Prompt>
Produce nothing but an exact copy of the lines from the one containing "Rebuild this screenshot as a component, using" through the one containing "const thumb = 'border-t", and do not carry over pictures.

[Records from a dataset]
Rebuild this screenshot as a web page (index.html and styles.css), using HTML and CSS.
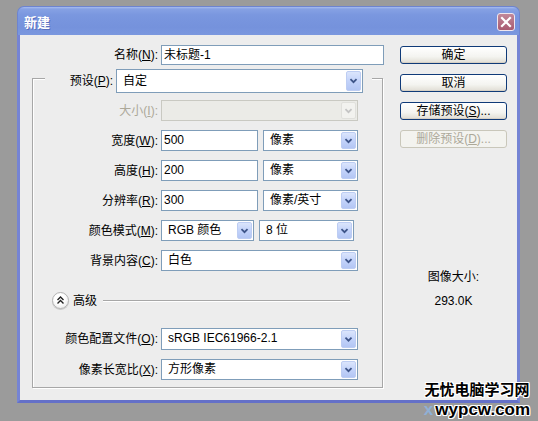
FILE: index.html
```html
<!DOCTYPE html>
<html lang="zh">
<head>
<meta charset="utf-8">
<title>新建</title>
<link rel="stylesheet" href="styles.css">
</head>
<body>
<div class="window">
  <div class="titlebar">
    <span class="title">新建</span>
    <span class="close"><svg width="16" height="16" viewBox="0 0 16 16"><path d="M4 4 L12 12 M12 4 L4 12" stroke="#fff" stroke-width="2.2" stroke-linecap="square"/></svg></span>
  </div>
  <div class="client">
    <div class="left">
      <div class="name-row">
        <span class="lbl lbl-name">名称(<u>N</u>):</span>
        <div class="input w-name">未标题-1</div>
      </div>
      <div class="group">
        <div class="preset-row">
          <span class="lbl lbl-preset">预设(<u>P</u>):</span>
          <div class="select w-preset"><span class="val">自定</span><span class="arrow"><svg width="15" height="17" viewBox="0 0 15 17"><path d="M4 7 L7.5 10.5 L11 7" fill="none" stroke="#3d5488" stroke-width="2"/></svg></span></div>
        </div>
        <div class="row r-size">
          <span class="lbl dis-text">大小(<u>I</u>):</span>
          <div class="select w-full disabled"><span class="val"></span><span class="arrow"><svg width="15" height="17" viewBox="0 0 15 17"><path d="M4 7 L7.5 10.5 L11 7" fill="none" stroke="#c4c4c4" stroke-width="2"/></svg></span></div>
        </div>
        <div class="row">
          <span class="lbl">宽度(<u>W</u>):</span>
          <div class="input w-num">500</div>
          <div class="select w-unit"><span class="val">像素</span><span class="arrow"><svg width="15" height="17" viewBox="0 0 15 17"><path d="M4 7 L7.5 10.5 L11 7" fill="none" stroke="#3d5488" stroke-width="2"/></svg></span></div>
        </div>
        <div class="row">
          <span class="lbl">高度(<u>H</u>):</span>
          <div class="input w-num">200</div>
          <div class="select w-unit"><span class="val">像素</span><span class="arrow"><svg width="15" height="17" viewBox="0 0 15 17"><path d="M4 7 L7.5 10.5 L11 7" fill="none" stroke="#3d5488" stroke-width="2"/></svg></span></div>
        </div>
        <div class="row">
          <span class="lbl">分辨率(<u>R</u>):</span>
          <div class="input w-num">300</div>
          <div class="select w-unit"><span class="val">像素/英寸</span><span class="arrow"><svg width="15" height="17" viewBox="0 0 15 17"><path d="M4 7 L7.5 10.5 L11 7" fill="none" stroke="#3d5488" stroke-width="2"/></svg></span></div>
        </div>
        <div class="row">
          <span class="lbl">颜色模式(<u>M</u>):</span>
          <div class="select w-mode"><span class="val">RGB 颜色</span><span class="arrow"><svg width="15" height="17" viewBox="0 0 15 17"><path d="M4 7 L7.5 10.5 L11 7" fill="none" stroke="#3d5488" stroke-width="2"/></svg></span></div>
          <div class="select w-unit"><span class="val">8 位</span><span class="arrow"><svg width="15" height="17" viewBox="0 0 15 17"><path d="M4 7 L7.5 10.5 L11 7" fill="none" stroke="#3d5488" stroke-width="2"/></svg></span></div>
        </div>
        <div class="row">
          <span class="lbl">背景内容(<u>C</u>):</span>
          <div class="select w-full"><span class="val">白色</span><span class="arrow"><svg width="15" height="17" viewBox="0 0 15 17"><path d="M4 7 L7.5 10.5 L11 7" fill="none" stroke="#3d5488" stroke-width="2"/></svg></span></div>
        </div>
        <div class="adv-row">
          <span class="adv-btn"><svg width="15" height="15" viewBox="0 0 15 15"><path d="M4.5 7 L7.5 4 L10.5 7 M4.5 10.5 L7.5 7.5 L10.5 10.5" fill="none" stroke="#222" stroke-width="1.4"/></svg></span>
          <span class="adv-text">高级</span>
          <span class="adv-line"></span>
        </div>
        <div class="row r-profile">
          <span class="lbl">颜色配置文件(<u>O</u>):</span>
          <div class="select w-full tall"><span class="val">sRGB IEC61966-2.1</span><span class="arrow"><svg width="15" height="18" viewBox="0 0 15 18"><path d="M4 7.5 L7.5 11 L11 7.5" fill="none" stroke="#3d5488" stroke-width="2"/></svg></span></div>
        </div>
        <div class="row">
          <span class="lbl">像素长宽比(<u>X</u>):</span>
          <div class="select w-full"><span class="val">方形像素</span><span class="arrow"><svg width="15" height="17" viewBox="0 0 15 17"><path d="M4 7 L7.5 10.5 L11 7" fill="none" stroke="#3d5488" stroke-width="2"/></svg></span></div>
        </div>
      </div>
    </div>
    <div class="right">
      <div class="btn">确定</div>
      <div class="btn">取消</div>
      <div class="btn">存储预设(<u>S</u>)...</div>
      <div class="btn btn-dis">删除预设(<u>D</u>)...</div>
      <div class="size-label">图像大小:</div>
      <div class="size-value">293.0K</div>
    </div>
  </div>
</div>
<div class="watermark">
  <div class="wm-cn">无忧电脑学习网</div>
  <div class="wm-en"><span class="wm-x">x</span>wypcw.com</div>
</div>
</body>
</html>
```

FILE: styles.css
```css
html, body {
  margin: 0;
  padding: 0;
}
body {
  background: #9b9b9b;
  width: 538px;
  height: 421px;
  overflow: hidden;
  position: relative;
  font-family: "Liberation Sans", "Noto Sans CJK SC", sans-serif;
  font-size: 12px;
  color: #000;
}
u {
  text-decoration: underline;
  text-underline-offset: 1px;
}
.window {
  margin: 6px 0 0 17px;
  width: 503px;
  height: 397px;
  display: flex;
  flex-direction: column;
}
.titlebar {
  height: 29px;
  border-radius: 7px 7px 0 0;
  background: linear-gradient(#a9bdf0 0px, #86a1e4 2px, #7a97df 8px, #7592dc 20px, #7b98df 29px);
  border: 1px solid #6d84d0;
  border-bottom: none;
  box-sizing: border-box;
  display: flex;
  align-items: center;
  justify-content: space-between;
  padding: 0 4px 0 6px;
}
.title {
  color: #fff;
  font-family: "Noto Sans CJK SC", sans-serif;
  font-weight: bold;
  font-size: 13px;
  line-height: 16px;
  text-shadow: 1px 1px 0 #5a6fbf;
  margin-top: 2px;
}
.close {
  width: 18px;
  height: 18px;
  box-sizing: border-box;
  border: 1px solid #efe6ee;
  border-radius: 3px;
  background: linear-gradient(#c1889a, #a85a70);
  display: flex;
  align-items: center;
  justify-content: center;
  margin-top: 1px;
}
.close svg {
  display: block;
}
.client {
  flex: 1;
  display: flex;
  background: #ededed;
  border: 3px solid #7584d4;
  border-top: none;
  border-bottom-color: #6470c8;
}
.left {
  width: 370px;
  padding-top: 10px;
}
.right {
  flex: 1;
  display: flex;
  flex-direction: column;
  align-items: center;
  padding-top: 11px;
}
.lbl {
  display: block;
  text-align: right;
  white-space: nowrap;
  line-height: 16px;
  font-size: 12px;
}
.name-row {
  display: flex;
  align-items: center;
  gap: 3px;
  height: 20px;
}
.lbl-name {
  width: 138px;
}
.input {
  height: 20px;
  box-sizing: border-box;
  border: 1px solid #7f9db9;
  background: #fff;
  padding-left: 2px;
  line-height: 18px;
  white-space: nowrap;
}
.w-name { width: 223px; }
.w-num { width: 97px; }
.group {
  margin: 13px 0 0 12px;
  width: 351px;
  height: 310px;
  box-sizing: border-box;
  border: 1px solid #a7a7a7;
  box-shadow: inset 1px 1px 0 #fff, 1px 1px 0 #fff;
}
.preset-row {
  display: flex;
  align-items: center;
  gap: 3px;
  margin: -10px 0 0 12px;
  width: 327px;
  height: 23px;
  background: #ededed;
}
.lbl-preset {
  width: 68px;
}
.row {
  display: flex;
  align-items: center;
  margin-top: 9px;
  height: 21px;
}
.row .lbl {
  width: 125px;
  margin-right: 3px;
}
.row .input + .select,
.row .select + .select {
  margin-left: 5px;
}
.row .input {
  height: 21px;
  line-height: 19px;
}
.r-size {
  margin-top: 8px;
}
.select {
  display: flex;
  align-items: stretch;
  height: 21px;
  box-sizing: border-box;
  border: 1px solid #7f9db9;
  background: #fff;
}
.select.tall {
  height: 22px;
}
.select .val {
  flex: 1;
  padding-left: 6px;
  line-height: 19px;
  white-space: nowrap;
  overflow: hidden;
}
.select .arrow {
  width: 15px;
  margin: 1px;
  box-sizing: border-box;
  border: 1px solid #bdcdf3;
  border-radius: 2px;
  background: linear-gradient(#dbe5fc, #c3d3fa 50%, #b3c6f4);
  display: flex;
  align-items: center;
  justify-content: center;
}
.select .arrow svg {
  display: block;
}
.select.disabled {
  border-color: #c9c9c2;
  background: #ebebe7;
}
.select.disabled .arrow {
  border-color: #e0e0dc;
  background: #f2f2ef;
}
.w-preset { width: 247px; height: 24px; }
.w-preset .val { line-height: 22px; }
.w-full { width: 197px; }
.w-unit { width: 95px; }
.w-mode { width: 93px; }
.dis-text {
  color: #aca899;
}
.adv-row {
  display: flex;
  align-items: center;
  margin: 21px 0 0 19px;
  height: 17px;
}
.adv-btn {
  width: 17px;
  height: 17px;
  box-sizing: border-box;
  border: 1px solid #b4b4b4;
  border-radius: 50%;
  background: radial-gradient(circle at 45% 40%, #ffffff 40%, #e2e2e2);
  display: flex;
  align-items: center;
  justify-content: center;
  box-shadow: 0 1px 0 #c8c8c8;
}
.adv-btn svg {
  display: block;
}
.adv-text {
  margin-left: 4px;
  line-height: 16px;
}
.adv-line {
  margin-left: 6px;
  width: 247px;
  height: 1px;
  background: #a7a7a7;
  box-shadow: 0 1px 0 #fff;
}
.r-profile {
  margin-top: 19px;
  height: 22px;
}
.btn {
  width: 107px;
  height: 18px;
  box-sizing: border-box;
  border: 1px solid #0f3a78;
  border-radius: 3px;
  background: linear-gradient(#ffffff, #f4f4f0 60%, #e0ddd4);
  text-align: center;
  line-height: 16px;
  margin-bottom: 10px;
  white-space: nowrap;
  box-shadow: inset 0 -1px 0 #d6d0c5;
}
.btn-dis {
  border-color: #c9c7ba;
  color: #aca899;
  background: #f3f3ef;
  box-shadow: none;
}
.size-label {
  margin-top: 111px;
  line-height: 16px;
}
.size-value {
  margin-top: 8px;
  line-height: 16px;
}
.watermark {
  position: absolute;
  left: 422px;
  top: 380px;
  width: 110px;
  text-align: center;
}
.wm-cn {
  font-family: "Noto Sans CJK SC", sans-serif;
  font-weight: bold;
  font-size: 15px;
  line-height: 17px;
  height: 17px;
  color: #000;
  white-space: nowrap;
  text-shadow: -1px -1px 0 #fff, 1px -1px 0 #fff, -1px 1px 0 #fff, 1px 1px 0 #fff, 0 1px 0 #fff, 1px 0 0 #fff, 0 -1px 0 #fff, -1px 0 0 #fff;
}
.wm-en {
  margin-top: 4px;
  font-family: "Liberation Sans", sans-serif;
  font-weight: bold;
  font-size: 17px;
  line-height: 17px;
  color: #000;
  white-space: nowrap;
  text-shadow: -1px -1px 0 #fff, 1px -1px 0 #fff, -1px 1px 0 #fff, 1px 1px 0 #fff, 0 1px 0 #fff, 1px 0 0 #fff, 0 -1px 0 #fff, -1px 0 0 #fff;
}
.wm-x {
  color: #8fb0d6;
  text-shadow: none;
  margin-right: 2px;
}
```
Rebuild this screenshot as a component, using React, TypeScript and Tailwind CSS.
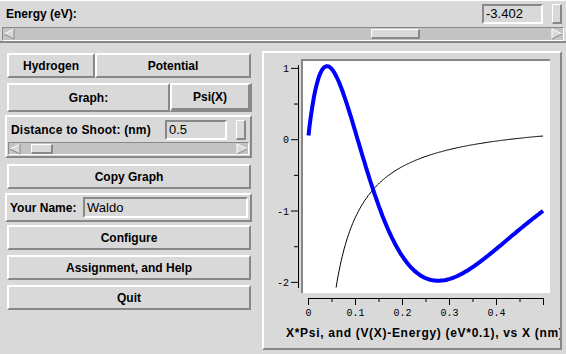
const raised = 'border-2 border-t-white border-l-white border-r-[#888] border-b-[#888]';
const sunken = 'border-2 border-t-[#888] border-l-[#888] border-r-white border-b-white';
const thumb = 'border-t border-l border-r-2 border-b-2 border-t-white border-l-white border-r-[#888] border-b-[#888] bg-[#d9d9d9]';

function Arrow({ dir }: { dir: 'left' | 'right' }) {
  return (
    <svg width="12" height="12" viewBox="0 0 12 12" className="shrink-0">
      {dir === 'left' ? (
        <>
          <polygon points="1,6 11,1 11,11" fill="#d9d9d9" />
          <line x1="1" y1="6" x2="11" y2="1" stroke="#fff" />
          <line x1="11" y1="1" x2="11" y2="11" stroke="#888" />
          <line x1="11" y1="11" x2="1" y2="6" stroke="#888" />
        </>
      ) : (
        <>
          <polygon points="11,6 1,1 1,11" fill="#d9d9d9" />
          <line x1="1" y1="1" x2="11" y2="6" stroke="#fff" />
          <line x1="1" y1="1" x2="1" y2="11" stroke="#fff" />
          <line x1="1" y1="11" x2="11" y2="6" stroke="#888" />
        </>
      )}
    </svg>
  );
}

function Scrollbar({ className, thumbClass }: { className: string; thumbClass: string }) {
  return (
    <div className={`flex items-center bg-[#c3c3c3] border border-t-[#888] border-l-[#888] border-r-white border-b-white ${className}`}>
      <Arrow dir="left" />
      <div className="flex-1 flex items-center h-full">
        <div className={`h-[10px] ${thumb} ${thumbClass}`} />
      </div>
      <Arrow dir="right" />
    </div>
  );
}

function Button({ label, className = '' }: { label: string; className?: string }) {
  return (
    <div className={`flex items-center justify-center h-[25px] bg-[#d9d9d9] font-bold text-[12px] ${raised} ${className}`}>
      {label}
    </div>
  );
}

const X = (x: number) => 308 + 470 * x;
const Y = (v: number) => 139.7 - 71.33 * v;
const psi = (x: number) => {
  const u = x / 0.0529;
  return 1.6 * u * (2 - u) * Math.exp(-u / 2);
};
const pot = (x: number) => 0.1 * (3.402 - 1.44 / x);

function curve(f: (x: number) => number, x0: number, x1: number, n: number) {
  let d = '';
  for (let i = 0; i <= n; i++) {
    const x = x0 + ((x1 - x0) * i) / n;
    d += `${i ? 'L' : 'M'}${X(x).toFixed(1)},${Y(f(x)).toFixed(1)} `;
  }
  return d;
}

function Plot() {
  const yMajor = [1, 0, -1, -2];
  const yMinor = [0.5, -0.5, -1.5];
  const xMajor = [0, 0.1, 0.2, 0.3, 0.4, 0.5];
  const xMinor = [0.05, 0.15, 0.25, 0.35, 0.45];
  return (
    <svg width="296" height="272" viewBox="264 53 296 272" className="block">
      <rect x="301" y="59" width="249" height="234" fill="#fff" />
      <rect x="301" y="59" width="249" height="2" fill="#888" />
      <rect x="301" y="59" width="2" height="234" fill="#888" />
      <path d={curve(pot, 0.0597, 0.5, 200)} fill="none" stroke="#000" strokeWidth="1" />
      <path d={curve(psi, 0.001, 0.5, 200)} fill="none" stroke="#0000ff" strokeWidth="4" strokeLinejoin="round" />

      <line x1="298.5" y1="65" x2="298.5" y2="288" stroke="#000" />
      {yMajor.map((v) => (
        <g key={v}>
          <line x1="291" y1={Y(v)} x2="298" y2={Y(v)} stroke="#000" />
          <text x="289" y={Y(v) + 3.5} textAnchor="end" fontSize="10" fontFamily="'Liberation Mono', monospace" fill="#000">
            {v}
          </text>
        </g>
      ))}
      {yMinor.map((v) => (
        <line key={v} x1="294" y1={Y(v)} x2="298" y2={Y(v)} stroke="#000" />
      ))}

      <line x1="308" y1="298.5" x2="543.5" y2="298.5" stroke="#000" />
      {xMajor.map((v) => (
        <g key={v}>
          <line x1={X(v) + 0.5} y1="298" x2={X(v) + 0.5} y2="305" stroke="#000" />
          {v < 0.45 && (
            <text x={X(v) + 0.5} y="316" textAnchor="middle" fontSize="10" fontFamily="'Liberation Mono', monospace" fill="#000">
              {v}
            </text>
          )}
        </g>
      ))}
      {xMinor.map((v) => (
        <line key={v} x1={X(v) + 0.5} y1="298" x2={X(v) + 0.5} y2="302" stroke="#000" />
      ))}
    </svg>
  );
}

export default function App() {
  return (
    <div className="w-[566px] h-[354px] bg-[#d9d9d9] text-black overflow-hidden font-['Liberation_Sans',Arial,sans-serif]">
      {/* energy header */}
      <div className="h-[43px] border-t border-t-white border-b-2 border-b-[#888] flex flex-col">
        <div className="h-[26px] flex items-center">
          <span className="pl-[6px] font-bold text-[12px]">Energy (eV):</span>
          <div className={`ml-auto w-[61px] h-[20px] flex items-center pl-[2px] text-[13px] ${sunken}`}>-3.402</div>
          <div className={`ml-[9px] mr-[4px] w-[10px] h-[20px] ${thumb}`} />
        </div>
        <Scrollbar className="mx-[2px] h-[14px]" thumbClass="ml-[356px] w-[49px]" />
      </div>

      <div className="flex">
        {/* controls */}
        <div className="w-[262px] flex flex-col">
          <div className="mt-[10px] ml-[7px] w-[244px] flex">
            <Button label="Hydrogen" className="w-[88px]" />
            <Button label="Potential" className="flex-1" />
          </div>

          <div className="mt-[5px] ml-[7px] w-[245px] h-[29px] flex">
            <div className={`flex-1 flex items-center justify-center font-bold text-[12px] ${raised}`}>Graph:</div>
            <div className="w-[82px] flex items-center justify-center font-bold text-[12px] border-t-2 border-l-2 border-r-4 border-b-4 border-t-white border-l-white border-r-[#888] border-b-[#888]">
              Psi(X)
            </div>
          </div>

          <div className={`mt-[3px] ml-[5px] w-[247px] h-[43px] flex flex-col ${raised}`}>
            <div className="mt-[2px] h-[21px] flex items-center">
              <span className="pl-[4px] font-bold text-[12px] tracking-[0.2px]">Distance to Shoot: (nm)</span>
              <div className={`ml-auto w-[62px] h-[20px] flex items-center pl-[2px] text-[13px] ${sunken}`}>0.5</div>
              <div className={`ml-[9px] mr-[4px] w-[10px] h-[20px] ${thumb}`} />
            </div>
            <Scrollbar className="mt-[2px] mx-[1px] h-[13px]" thumbClass="ml-[10px] w-[22px]" />
          </div>

          <Button label="Copy Graph" className="mt-[6px] ml-[7px] w-[244px]" />

          <div className={`mt-[4px] ml-[5px] w-[247px] h-[29px] flex items-center ${raised}`}>
            <span className="pl-[3px] font-bold text-[12px]">Your Name:</span>
            <div className={`ml-auto mr-[2px] w-[165px] h-[21px] flex items-center pl-[2px] text-[13px] ${sunken}`}>Waldo</div>
          </div>

          <Button label="Configure" className="mt-[3px] ml-[7px] w-[244px]" />
          <Button label="Assignment, and Help" className="mt-[5px] ml-[7px] w-[244px]" />
          <Button label="Quit" className="mt-[5px] ml-[7px] w-[244px]" />
        </div>

        {/* graph */}
        <div className={`mt-[8px] w-[300px] h-[299px] flex flex-col overflow-hidden ${raised}`}>
          <Plot />
          <div className="h-[16px] leading-[16px] pl-[22px] whitespace-nowrap overflow-hidden font-bold text-[12px] tracking-[0.7px]">
            X*Psi, and (V(X)-Energy) (eV*0.1), vs X (nm)
          </div>
        </div>
      </div>
    </div>
  );
}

Answer to the problem>
Rebuild this screenshot as a component, using React, TypeScript and Tailwind CSS.
const raised = 'border-2 border-t-white border-l-white border-r-[#888] border-b-[#888]';
const sunken = 'border-2 border-t-[#888] border-l-[#888] border-r-white border-b-white';
const thumb = 'border-t border-l border-r-2 border-b-2 border-t-white border-l-white border-r-[#888] border-b-[#888] bg-[#d9d9d9]';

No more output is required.